**Dataset excerpt**.

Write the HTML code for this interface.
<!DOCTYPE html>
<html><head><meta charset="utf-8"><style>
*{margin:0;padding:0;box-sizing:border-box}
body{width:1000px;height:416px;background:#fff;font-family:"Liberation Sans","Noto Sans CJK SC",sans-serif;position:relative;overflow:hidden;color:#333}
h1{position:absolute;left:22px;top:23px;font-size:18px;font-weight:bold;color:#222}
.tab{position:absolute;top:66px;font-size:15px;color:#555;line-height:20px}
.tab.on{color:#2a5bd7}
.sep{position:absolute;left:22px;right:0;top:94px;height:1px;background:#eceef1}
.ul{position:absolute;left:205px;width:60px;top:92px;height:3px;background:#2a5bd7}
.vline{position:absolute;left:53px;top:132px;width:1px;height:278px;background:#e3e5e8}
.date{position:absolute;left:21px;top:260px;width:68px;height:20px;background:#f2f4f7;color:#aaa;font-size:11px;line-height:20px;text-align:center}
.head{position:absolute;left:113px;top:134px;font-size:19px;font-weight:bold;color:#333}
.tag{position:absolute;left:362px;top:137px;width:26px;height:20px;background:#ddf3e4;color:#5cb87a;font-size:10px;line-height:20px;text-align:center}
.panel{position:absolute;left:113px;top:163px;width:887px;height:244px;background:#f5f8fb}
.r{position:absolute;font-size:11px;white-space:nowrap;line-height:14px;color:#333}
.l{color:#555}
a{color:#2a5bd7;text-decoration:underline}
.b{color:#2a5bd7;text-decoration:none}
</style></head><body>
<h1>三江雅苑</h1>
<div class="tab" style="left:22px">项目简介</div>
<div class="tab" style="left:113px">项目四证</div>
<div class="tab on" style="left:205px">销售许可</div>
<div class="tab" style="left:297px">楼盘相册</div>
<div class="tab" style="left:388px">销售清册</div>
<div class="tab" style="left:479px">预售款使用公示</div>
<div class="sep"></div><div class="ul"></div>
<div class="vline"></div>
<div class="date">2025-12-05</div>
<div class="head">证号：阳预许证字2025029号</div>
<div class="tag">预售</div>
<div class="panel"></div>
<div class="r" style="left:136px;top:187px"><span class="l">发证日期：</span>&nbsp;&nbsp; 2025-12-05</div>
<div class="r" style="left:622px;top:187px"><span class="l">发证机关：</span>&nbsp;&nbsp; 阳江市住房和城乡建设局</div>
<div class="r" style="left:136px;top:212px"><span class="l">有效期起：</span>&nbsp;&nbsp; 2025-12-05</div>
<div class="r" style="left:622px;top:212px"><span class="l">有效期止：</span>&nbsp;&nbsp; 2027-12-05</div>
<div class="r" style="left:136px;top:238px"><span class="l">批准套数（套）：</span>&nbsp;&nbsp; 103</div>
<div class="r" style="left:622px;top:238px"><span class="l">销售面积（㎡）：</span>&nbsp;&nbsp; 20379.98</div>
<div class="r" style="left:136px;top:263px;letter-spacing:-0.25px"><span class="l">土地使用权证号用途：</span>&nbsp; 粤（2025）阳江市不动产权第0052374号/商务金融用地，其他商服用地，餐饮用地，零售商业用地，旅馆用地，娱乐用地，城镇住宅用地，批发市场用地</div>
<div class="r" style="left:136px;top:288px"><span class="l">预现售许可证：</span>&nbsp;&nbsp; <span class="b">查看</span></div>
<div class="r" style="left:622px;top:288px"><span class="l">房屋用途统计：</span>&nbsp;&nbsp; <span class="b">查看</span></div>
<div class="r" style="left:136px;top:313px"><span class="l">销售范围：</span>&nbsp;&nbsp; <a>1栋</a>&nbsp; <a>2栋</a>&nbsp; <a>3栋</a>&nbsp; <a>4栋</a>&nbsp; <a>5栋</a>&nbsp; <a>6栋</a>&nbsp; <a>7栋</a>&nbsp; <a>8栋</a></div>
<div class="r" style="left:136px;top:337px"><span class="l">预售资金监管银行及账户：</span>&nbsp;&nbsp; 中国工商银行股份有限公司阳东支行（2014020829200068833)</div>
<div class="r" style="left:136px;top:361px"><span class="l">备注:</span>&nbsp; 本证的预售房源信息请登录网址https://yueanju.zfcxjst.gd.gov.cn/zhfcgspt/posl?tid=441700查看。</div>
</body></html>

**Instructions to follow**.
Once more, set down the full listing, verbatim.

**Response to the task**.
Write the HTML code for this interface.
<!DOCTYPE html>
<html><head><meta charset="utf-8"><style>
*{margin:0;padding:0;box-sizing:border-box}
body{width:1000px;height:416px;background:#fff;font-family:"Liberation Sans","Noto Sans CJK SC",sans-serif;position:relative;overflow:hidden;color:#333}
h1{position:absolute;left:22px;top:23px;font-size:18px;font-weight:bold;color:#222}
.tab{position:absolute;top:66px;font-size:15px;color:#555;line-height:20px}
.tab.on{color:#2a5bd7}
.sep{position:absolute;left:22px;right:0;top:94px;height:1px;background:#eceef1}
.ul{position:absolute;left:205px;width:60px;top:92px;height:3px;background:#2a5bd7}
.vline{position:absolute;left:53px;top:132px;width:1px;height:278px;background:#e3e5e8}
.date{position:absolute;left:21px;top:260px;width:68px;height:20px;background:#f2f4f7;color:#aaa;font-size:11px;line-height:20px;text-align:center}
.head{position:absolute;left:113px;top:134px;font-size:19px;font-weight:bold;color:#333}
.tag{position:absolute;left:362px;top:137px;width:26px;height:20px;background:#ddf3e4;color:#5cb87a;font-size:10px;line-height:20px;text-align:center}
.panel{position:absolute;left:113px;top:163px;width:887px;height:244px;background:#f5f8fb}
.r{position:absolute;font-size:11px;white-space:nowrap;line-height:14px;color:#333}
.l{color:#555}
a{color:#2a5bd7;text-decoration:underline}
.b{color:#2a5bd7;text-decoration:none}
</style></head><body>
<h1>三江雅苑</h1>
<div class="tab" style="left:22px">项目简介</div>
<div class="tab" style="left:113px">项目四证</div>
<div class="tab on" style="left:205px">销售许可</div>
<div class="tab" style="left:297px">楼盘相册</div>
<div class="tab" style="left:388px">销售清册</div>
<div class="tab" style="left:479px">预售款使用公示</div>
<div class="sep"></div><div class="ul"></div>
<div class="vline"></div>
<div class="date">2025-12-05</div>
<div class="head">证号：阳预许证字2025029号</div>
<div class="tag">预售</div>
<div class="panel"></div>
<div class="r" style="left:136px;top:187px"><span class="l">发证日期：</span>&nbsp;&nbsp; 2025-12-05</div>
<div class="r" style="left:622px;top:187px"><span class="l">发证机关：</span>&nbsp;&nbsp; 阳江市住房和城乡建设局</div>
<div class="r" style="left:136px;top:212px"><span class="l">有效期起：</span>&nbsp;&nbsp; 2025-12-05</div>
<div class="r" style="left:622px;top:212px"><span class="l">有效期止：</span>&nbsp;&nbsp; 2027-12-05</div>
<div class="r" style="left:136px;top:238px"><span class="l">批准套数（套）：</span>&nbsp;&nbsp; 103</div>
<div class="r" style="left:622px;top:238px"><span class="l">销售面积（㎡）：</span>&nbsp;&nbsp; 20379.98</div>
<div class="r" style="left:136px;top:263px;letter-spacing:-0.25px"><span class="l">土地使用权证号用途：</span>&nbsp; 粤（2025）阳江市不动产权第0052374号/商务金融用地，其他商服用地，餐饮用地，零售商业用地，旅馆用地，娱乐用地，城镇住宅用地，批发市场用地</div>
<div class="r" style="left:136px;top:288px"><span class="l">预现售许可证：</span>&nbsp;&nbsp; <span class="b">查看</span></div>
<div class="r" style="left:622px;top:288px"><span class="l">房屋用途统计：</span>&nbsp;&nbsp; <span class="b">查看</span></div>
<div class="r" style="left:136px;top:313px"><span class="l">销售范围：</span>&nbsp;&nbsp; <a>1栋</a>&nbsp; <a>2栋</a>&nbsp; <a>3栋</a>&nbsp; <a>4栋</a>&nbsp; <a>5栋</a>&nbsp; <a>6栋</a>&nbsp; <a>7栋</a>&nbsp; <a>8栋</a></div>
<div class="r" style="left:136px;top:337px"><span class="l">预售资金监管银行及账户：</span>&nbsp;&nbsp; 中国工商银行股份有限公司阳东支行（2014020829200068833)</div>
<div class="r" style="left:136px;top:361px"><span class="l">备注:</span>&nbsp; 本证的预售房源信息请登录网址https://yueanju.zfcxjst.gd.gov.cn/zhfcgspt/posl?tid=441700查看。</div>
</body></html>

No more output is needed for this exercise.